[Entries with page source code]
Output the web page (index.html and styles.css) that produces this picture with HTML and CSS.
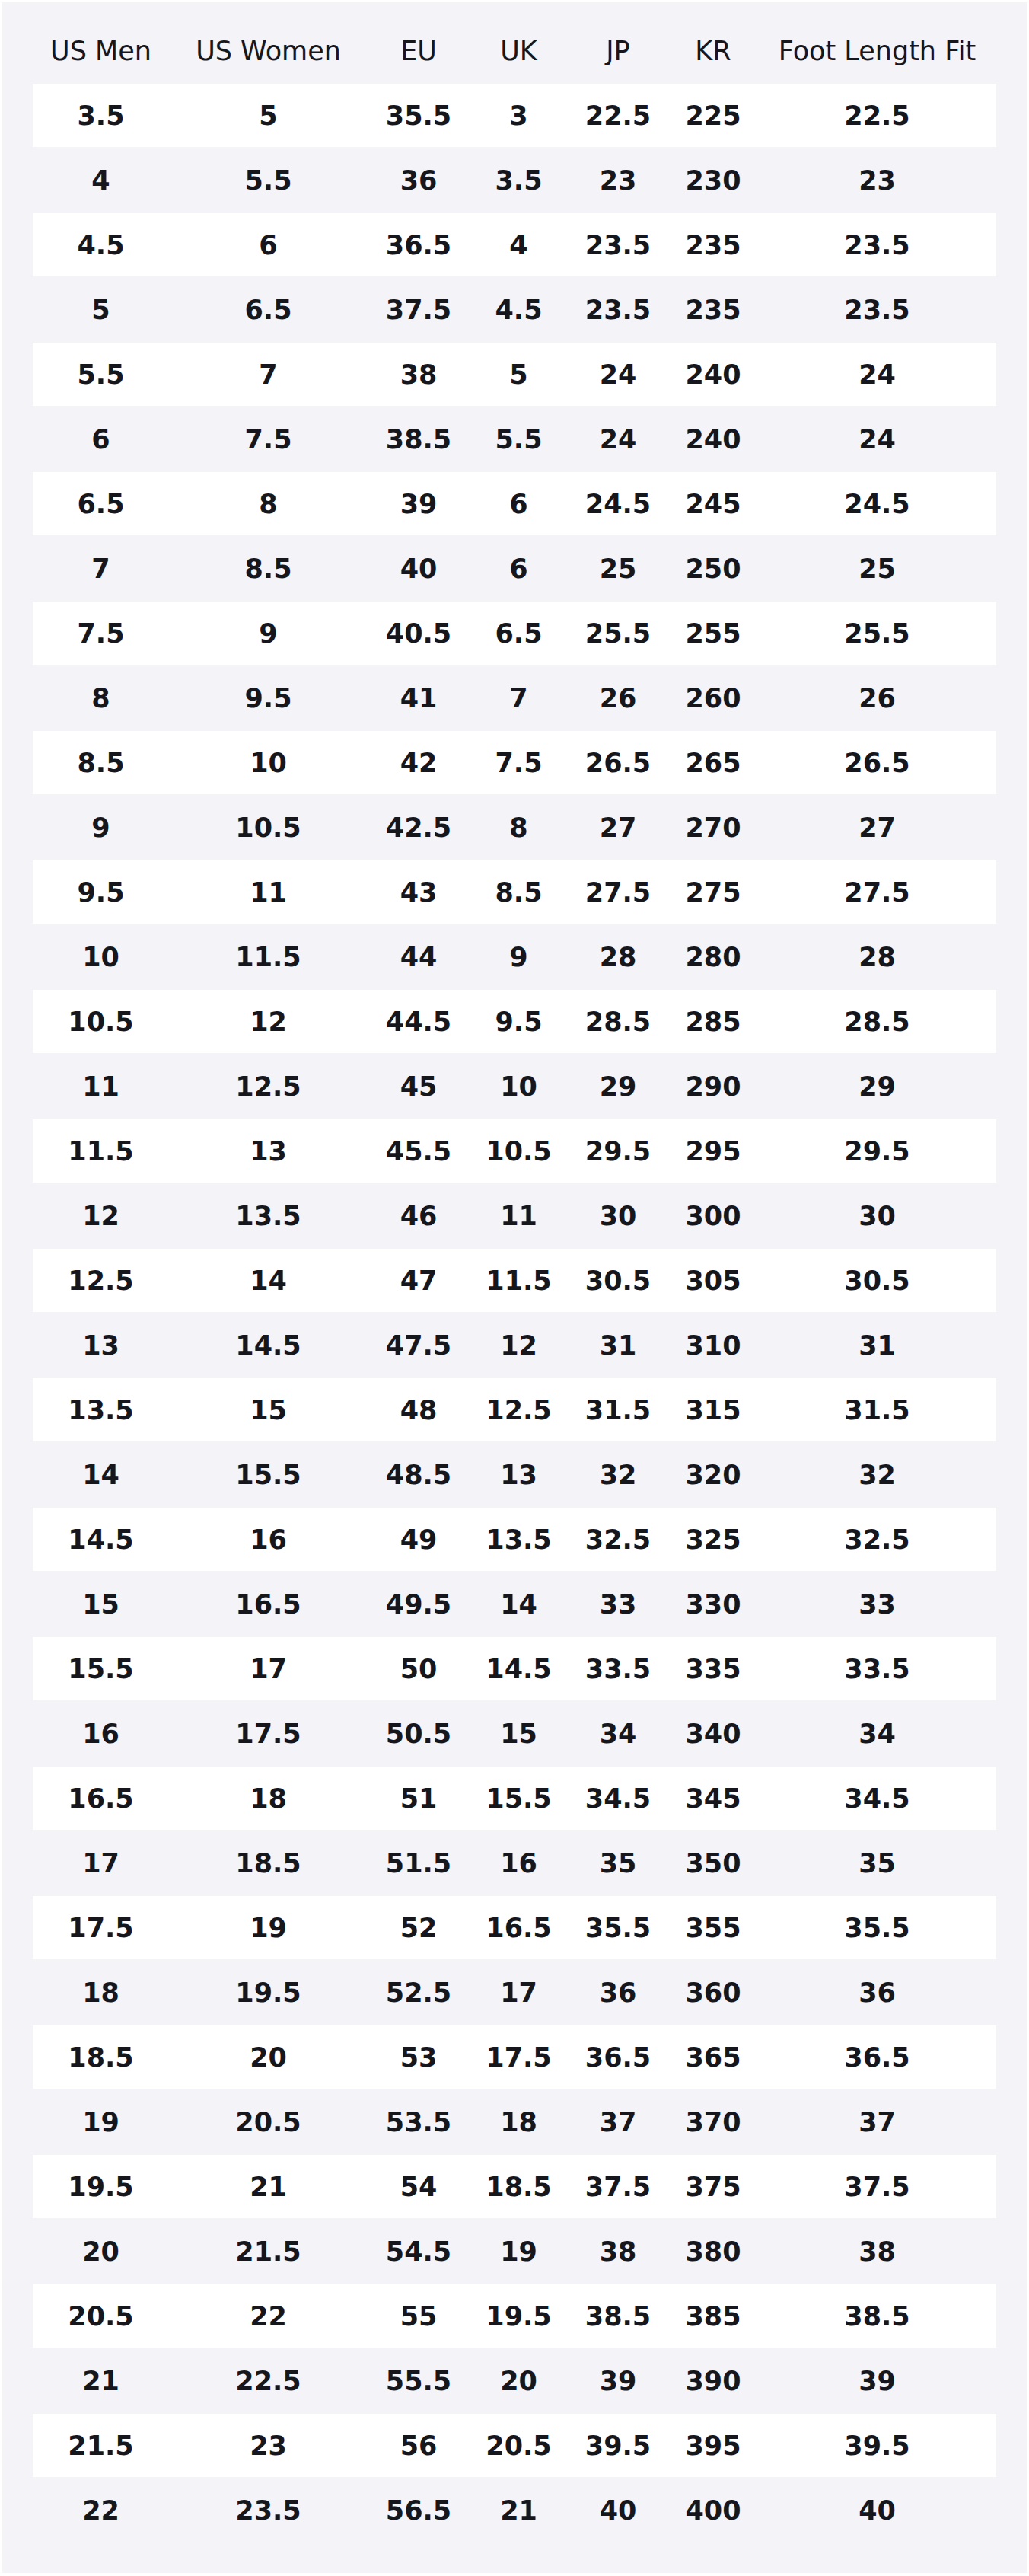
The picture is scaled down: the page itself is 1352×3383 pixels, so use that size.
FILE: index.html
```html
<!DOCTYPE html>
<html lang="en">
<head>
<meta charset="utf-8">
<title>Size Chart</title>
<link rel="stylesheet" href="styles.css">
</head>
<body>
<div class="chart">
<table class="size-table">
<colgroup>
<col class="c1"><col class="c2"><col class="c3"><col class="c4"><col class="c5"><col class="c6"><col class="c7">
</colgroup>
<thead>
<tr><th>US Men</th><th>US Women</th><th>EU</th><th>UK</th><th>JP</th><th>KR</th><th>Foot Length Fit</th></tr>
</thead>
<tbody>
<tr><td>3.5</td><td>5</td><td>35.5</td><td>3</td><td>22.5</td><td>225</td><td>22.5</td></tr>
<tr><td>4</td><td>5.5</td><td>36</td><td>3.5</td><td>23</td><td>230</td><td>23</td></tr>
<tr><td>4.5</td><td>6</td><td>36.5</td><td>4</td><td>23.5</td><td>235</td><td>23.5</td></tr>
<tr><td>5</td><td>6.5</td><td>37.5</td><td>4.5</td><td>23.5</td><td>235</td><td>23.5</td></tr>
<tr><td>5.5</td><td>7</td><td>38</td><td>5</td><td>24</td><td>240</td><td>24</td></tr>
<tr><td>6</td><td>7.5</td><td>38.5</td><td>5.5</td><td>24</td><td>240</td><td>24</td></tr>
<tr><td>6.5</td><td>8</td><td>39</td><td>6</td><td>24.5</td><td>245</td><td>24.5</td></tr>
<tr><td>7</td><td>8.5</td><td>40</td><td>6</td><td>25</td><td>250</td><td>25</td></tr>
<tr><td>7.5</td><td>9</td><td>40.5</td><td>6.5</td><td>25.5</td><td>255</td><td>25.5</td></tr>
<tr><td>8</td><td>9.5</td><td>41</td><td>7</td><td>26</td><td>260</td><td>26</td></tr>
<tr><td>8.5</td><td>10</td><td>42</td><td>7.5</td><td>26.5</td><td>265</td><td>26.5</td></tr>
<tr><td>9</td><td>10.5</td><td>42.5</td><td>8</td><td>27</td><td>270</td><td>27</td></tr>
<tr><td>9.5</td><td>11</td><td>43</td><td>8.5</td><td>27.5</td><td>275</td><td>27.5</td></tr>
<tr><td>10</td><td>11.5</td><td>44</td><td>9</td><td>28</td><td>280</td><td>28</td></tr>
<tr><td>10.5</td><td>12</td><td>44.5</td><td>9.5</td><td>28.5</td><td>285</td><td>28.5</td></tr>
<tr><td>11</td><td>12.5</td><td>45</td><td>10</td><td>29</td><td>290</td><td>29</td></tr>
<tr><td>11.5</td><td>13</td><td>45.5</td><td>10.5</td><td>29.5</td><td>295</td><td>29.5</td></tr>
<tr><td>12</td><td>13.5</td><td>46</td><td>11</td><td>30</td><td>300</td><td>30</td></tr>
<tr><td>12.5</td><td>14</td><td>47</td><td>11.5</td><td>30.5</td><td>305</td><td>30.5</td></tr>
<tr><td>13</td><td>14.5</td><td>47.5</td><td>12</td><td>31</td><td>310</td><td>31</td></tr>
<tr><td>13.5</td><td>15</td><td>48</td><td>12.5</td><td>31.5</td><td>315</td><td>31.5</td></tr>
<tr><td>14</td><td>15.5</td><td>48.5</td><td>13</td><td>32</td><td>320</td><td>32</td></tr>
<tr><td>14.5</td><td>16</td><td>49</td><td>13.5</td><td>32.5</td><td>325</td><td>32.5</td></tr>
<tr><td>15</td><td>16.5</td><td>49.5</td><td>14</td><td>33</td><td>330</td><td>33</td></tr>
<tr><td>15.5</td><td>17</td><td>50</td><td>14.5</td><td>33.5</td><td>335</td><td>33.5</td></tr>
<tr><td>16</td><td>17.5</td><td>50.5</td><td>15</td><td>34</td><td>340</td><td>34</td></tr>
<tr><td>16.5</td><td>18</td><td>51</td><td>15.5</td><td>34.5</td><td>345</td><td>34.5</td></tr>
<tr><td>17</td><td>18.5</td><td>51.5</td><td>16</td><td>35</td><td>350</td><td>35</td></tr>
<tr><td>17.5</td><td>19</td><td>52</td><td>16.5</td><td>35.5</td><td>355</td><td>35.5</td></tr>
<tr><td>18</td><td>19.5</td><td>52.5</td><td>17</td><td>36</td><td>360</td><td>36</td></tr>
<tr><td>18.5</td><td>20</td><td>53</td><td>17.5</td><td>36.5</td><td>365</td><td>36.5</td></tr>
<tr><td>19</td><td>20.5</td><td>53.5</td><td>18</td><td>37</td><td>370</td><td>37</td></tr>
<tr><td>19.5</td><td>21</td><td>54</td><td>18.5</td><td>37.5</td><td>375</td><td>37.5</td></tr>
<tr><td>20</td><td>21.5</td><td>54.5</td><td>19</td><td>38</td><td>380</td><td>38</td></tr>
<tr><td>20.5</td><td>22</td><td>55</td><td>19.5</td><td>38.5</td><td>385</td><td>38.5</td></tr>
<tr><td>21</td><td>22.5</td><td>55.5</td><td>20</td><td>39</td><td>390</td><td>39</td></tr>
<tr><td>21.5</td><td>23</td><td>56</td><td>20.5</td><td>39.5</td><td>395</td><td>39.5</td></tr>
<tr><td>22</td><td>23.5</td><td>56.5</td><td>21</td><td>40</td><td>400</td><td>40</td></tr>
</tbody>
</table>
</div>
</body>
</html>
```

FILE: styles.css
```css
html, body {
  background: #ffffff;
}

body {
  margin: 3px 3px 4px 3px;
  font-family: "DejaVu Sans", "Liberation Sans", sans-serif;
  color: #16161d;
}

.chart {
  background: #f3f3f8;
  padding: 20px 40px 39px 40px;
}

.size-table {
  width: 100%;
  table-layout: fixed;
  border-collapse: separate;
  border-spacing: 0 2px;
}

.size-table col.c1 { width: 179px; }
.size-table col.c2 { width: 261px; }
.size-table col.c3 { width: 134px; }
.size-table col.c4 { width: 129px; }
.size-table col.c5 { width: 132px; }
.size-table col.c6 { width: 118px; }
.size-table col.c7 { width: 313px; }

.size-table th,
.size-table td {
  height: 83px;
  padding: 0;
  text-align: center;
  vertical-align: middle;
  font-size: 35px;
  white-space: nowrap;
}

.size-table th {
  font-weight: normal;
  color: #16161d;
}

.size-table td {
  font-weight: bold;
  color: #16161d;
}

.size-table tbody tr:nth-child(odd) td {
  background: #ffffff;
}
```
* * *
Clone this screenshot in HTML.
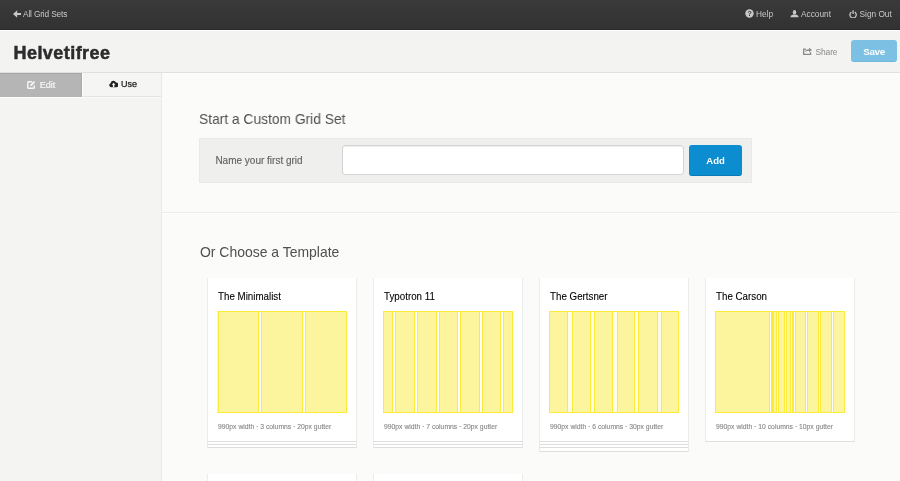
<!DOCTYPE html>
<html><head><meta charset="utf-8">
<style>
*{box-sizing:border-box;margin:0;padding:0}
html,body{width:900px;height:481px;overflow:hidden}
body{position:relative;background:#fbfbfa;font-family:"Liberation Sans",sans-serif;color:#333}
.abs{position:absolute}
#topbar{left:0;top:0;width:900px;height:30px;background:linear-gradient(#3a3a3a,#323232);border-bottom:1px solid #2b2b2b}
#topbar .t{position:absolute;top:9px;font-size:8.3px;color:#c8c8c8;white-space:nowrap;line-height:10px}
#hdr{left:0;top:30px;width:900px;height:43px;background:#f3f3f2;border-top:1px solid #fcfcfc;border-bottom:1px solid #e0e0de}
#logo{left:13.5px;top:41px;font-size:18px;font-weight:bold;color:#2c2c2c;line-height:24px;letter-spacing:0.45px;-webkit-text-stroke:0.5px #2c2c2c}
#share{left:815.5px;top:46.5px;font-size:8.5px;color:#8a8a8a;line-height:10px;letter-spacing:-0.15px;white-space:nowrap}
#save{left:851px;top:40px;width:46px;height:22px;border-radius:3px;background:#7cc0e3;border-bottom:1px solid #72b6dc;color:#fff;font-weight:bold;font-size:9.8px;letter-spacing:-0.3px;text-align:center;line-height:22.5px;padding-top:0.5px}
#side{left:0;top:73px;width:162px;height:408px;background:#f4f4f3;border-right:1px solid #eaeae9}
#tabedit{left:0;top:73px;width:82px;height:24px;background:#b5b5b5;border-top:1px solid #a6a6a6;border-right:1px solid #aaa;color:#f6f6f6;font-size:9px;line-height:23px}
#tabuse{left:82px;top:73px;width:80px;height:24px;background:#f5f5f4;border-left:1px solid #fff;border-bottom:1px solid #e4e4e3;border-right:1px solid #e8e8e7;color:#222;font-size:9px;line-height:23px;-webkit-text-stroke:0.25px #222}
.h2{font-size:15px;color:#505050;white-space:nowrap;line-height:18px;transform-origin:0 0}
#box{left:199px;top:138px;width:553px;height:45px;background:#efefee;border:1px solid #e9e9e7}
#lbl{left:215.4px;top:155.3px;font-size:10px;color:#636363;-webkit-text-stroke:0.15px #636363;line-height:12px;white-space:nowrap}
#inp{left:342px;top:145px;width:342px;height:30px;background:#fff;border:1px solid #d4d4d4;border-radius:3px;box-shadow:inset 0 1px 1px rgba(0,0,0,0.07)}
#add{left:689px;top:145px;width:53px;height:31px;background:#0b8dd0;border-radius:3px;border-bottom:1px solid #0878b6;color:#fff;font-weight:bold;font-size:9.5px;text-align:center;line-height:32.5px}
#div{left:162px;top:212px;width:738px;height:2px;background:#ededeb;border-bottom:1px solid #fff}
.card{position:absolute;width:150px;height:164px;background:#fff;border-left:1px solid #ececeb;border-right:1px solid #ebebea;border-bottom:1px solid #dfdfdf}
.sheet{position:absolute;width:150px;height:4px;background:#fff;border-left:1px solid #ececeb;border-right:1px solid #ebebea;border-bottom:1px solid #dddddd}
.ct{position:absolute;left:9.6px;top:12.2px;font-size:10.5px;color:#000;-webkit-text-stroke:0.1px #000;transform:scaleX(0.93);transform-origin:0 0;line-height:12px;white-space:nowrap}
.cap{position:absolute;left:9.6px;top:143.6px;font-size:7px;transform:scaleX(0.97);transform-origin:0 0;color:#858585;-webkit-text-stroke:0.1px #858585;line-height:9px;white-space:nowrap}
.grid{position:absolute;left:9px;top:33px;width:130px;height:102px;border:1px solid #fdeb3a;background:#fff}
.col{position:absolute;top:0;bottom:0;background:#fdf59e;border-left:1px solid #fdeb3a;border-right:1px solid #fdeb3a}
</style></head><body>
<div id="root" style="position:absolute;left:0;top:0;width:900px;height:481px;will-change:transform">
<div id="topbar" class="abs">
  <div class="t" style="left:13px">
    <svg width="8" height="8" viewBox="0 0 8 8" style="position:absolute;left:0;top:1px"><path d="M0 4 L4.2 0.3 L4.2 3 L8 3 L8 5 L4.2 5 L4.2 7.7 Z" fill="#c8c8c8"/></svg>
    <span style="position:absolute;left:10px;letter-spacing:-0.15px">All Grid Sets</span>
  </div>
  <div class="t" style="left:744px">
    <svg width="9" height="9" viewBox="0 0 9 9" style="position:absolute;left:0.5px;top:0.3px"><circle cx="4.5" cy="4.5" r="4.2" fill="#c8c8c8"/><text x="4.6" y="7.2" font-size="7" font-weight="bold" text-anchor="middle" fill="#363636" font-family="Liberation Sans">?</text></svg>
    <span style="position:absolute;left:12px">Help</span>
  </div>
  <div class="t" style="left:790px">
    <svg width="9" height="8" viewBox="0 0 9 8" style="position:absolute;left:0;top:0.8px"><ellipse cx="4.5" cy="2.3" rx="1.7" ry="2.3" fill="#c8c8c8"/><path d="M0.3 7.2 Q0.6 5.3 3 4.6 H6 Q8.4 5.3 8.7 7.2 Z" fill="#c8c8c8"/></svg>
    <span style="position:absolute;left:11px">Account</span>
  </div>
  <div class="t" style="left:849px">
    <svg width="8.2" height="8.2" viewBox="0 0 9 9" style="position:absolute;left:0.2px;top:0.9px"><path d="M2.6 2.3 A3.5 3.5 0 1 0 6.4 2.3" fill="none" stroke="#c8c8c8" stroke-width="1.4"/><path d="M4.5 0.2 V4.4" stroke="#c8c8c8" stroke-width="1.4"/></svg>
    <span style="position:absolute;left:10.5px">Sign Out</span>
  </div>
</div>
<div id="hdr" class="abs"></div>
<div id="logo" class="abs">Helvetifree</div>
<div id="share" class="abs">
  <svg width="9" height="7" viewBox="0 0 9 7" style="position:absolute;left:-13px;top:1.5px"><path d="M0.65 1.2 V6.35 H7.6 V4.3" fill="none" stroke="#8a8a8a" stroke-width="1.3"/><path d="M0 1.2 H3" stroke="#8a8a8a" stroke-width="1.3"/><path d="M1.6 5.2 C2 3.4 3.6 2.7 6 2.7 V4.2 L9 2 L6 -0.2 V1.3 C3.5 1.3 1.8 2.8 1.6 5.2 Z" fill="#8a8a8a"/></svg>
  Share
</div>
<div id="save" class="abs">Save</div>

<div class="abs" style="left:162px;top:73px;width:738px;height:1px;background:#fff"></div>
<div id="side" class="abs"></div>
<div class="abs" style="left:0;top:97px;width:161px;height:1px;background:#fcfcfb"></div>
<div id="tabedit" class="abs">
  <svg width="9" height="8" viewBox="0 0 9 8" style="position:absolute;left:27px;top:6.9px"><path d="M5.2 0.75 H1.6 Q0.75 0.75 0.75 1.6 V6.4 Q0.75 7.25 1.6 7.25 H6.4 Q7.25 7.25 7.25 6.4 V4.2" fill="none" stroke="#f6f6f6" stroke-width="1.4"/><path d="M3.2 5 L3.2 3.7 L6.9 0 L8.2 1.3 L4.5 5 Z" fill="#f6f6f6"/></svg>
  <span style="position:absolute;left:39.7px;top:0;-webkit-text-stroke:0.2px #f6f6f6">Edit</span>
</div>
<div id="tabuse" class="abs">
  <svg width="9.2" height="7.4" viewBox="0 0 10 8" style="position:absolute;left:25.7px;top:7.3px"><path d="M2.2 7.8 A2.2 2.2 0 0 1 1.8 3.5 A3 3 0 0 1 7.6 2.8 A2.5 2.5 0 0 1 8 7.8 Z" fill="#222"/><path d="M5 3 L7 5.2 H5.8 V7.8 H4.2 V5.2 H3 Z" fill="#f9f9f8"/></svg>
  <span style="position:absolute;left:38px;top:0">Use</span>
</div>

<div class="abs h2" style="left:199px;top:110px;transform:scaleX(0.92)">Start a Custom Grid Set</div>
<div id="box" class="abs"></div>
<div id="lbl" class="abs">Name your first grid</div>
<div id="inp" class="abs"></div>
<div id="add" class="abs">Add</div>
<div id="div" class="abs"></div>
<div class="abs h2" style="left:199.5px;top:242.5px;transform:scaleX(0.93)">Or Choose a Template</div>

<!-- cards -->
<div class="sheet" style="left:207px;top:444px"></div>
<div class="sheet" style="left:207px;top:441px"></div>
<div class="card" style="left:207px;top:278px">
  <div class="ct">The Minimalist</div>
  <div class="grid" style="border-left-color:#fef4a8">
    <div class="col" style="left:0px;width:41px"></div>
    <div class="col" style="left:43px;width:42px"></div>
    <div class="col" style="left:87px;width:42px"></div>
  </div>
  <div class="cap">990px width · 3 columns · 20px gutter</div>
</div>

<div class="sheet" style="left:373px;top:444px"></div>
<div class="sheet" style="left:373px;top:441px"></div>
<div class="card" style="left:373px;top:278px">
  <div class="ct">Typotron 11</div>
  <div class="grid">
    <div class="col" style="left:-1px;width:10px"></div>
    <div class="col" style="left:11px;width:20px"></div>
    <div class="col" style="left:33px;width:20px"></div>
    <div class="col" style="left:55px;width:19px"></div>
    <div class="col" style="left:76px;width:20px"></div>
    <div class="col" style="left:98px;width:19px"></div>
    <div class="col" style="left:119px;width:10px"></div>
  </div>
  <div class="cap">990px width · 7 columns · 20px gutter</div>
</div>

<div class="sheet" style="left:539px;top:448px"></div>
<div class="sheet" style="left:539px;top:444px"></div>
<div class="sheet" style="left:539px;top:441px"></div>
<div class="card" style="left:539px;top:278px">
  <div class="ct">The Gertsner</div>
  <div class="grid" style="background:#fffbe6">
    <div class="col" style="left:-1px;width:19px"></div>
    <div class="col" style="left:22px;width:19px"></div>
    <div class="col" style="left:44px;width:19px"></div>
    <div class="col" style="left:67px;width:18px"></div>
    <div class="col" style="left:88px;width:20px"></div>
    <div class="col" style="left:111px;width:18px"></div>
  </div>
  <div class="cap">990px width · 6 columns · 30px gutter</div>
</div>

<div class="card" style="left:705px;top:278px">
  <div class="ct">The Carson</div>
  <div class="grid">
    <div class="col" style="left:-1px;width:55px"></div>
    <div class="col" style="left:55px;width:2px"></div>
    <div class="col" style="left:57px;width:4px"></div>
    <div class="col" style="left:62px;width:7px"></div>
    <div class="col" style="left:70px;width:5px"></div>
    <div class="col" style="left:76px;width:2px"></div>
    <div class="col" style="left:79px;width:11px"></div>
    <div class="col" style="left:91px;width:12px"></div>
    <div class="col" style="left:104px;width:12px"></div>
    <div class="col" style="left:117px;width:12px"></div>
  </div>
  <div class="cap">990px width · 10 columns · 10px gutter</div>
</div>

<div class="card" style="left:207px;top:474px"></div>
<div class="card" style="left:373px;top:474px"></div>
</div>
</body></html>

- Short task
Using the listing above, return all lines where the word "that" occurs.

- Result of this task
Output the web page (index.html and styles.css) that produces this picture with HTML and CSS.
The picture is scaled down: the page itself is 1352×3383 pixels, so use that size.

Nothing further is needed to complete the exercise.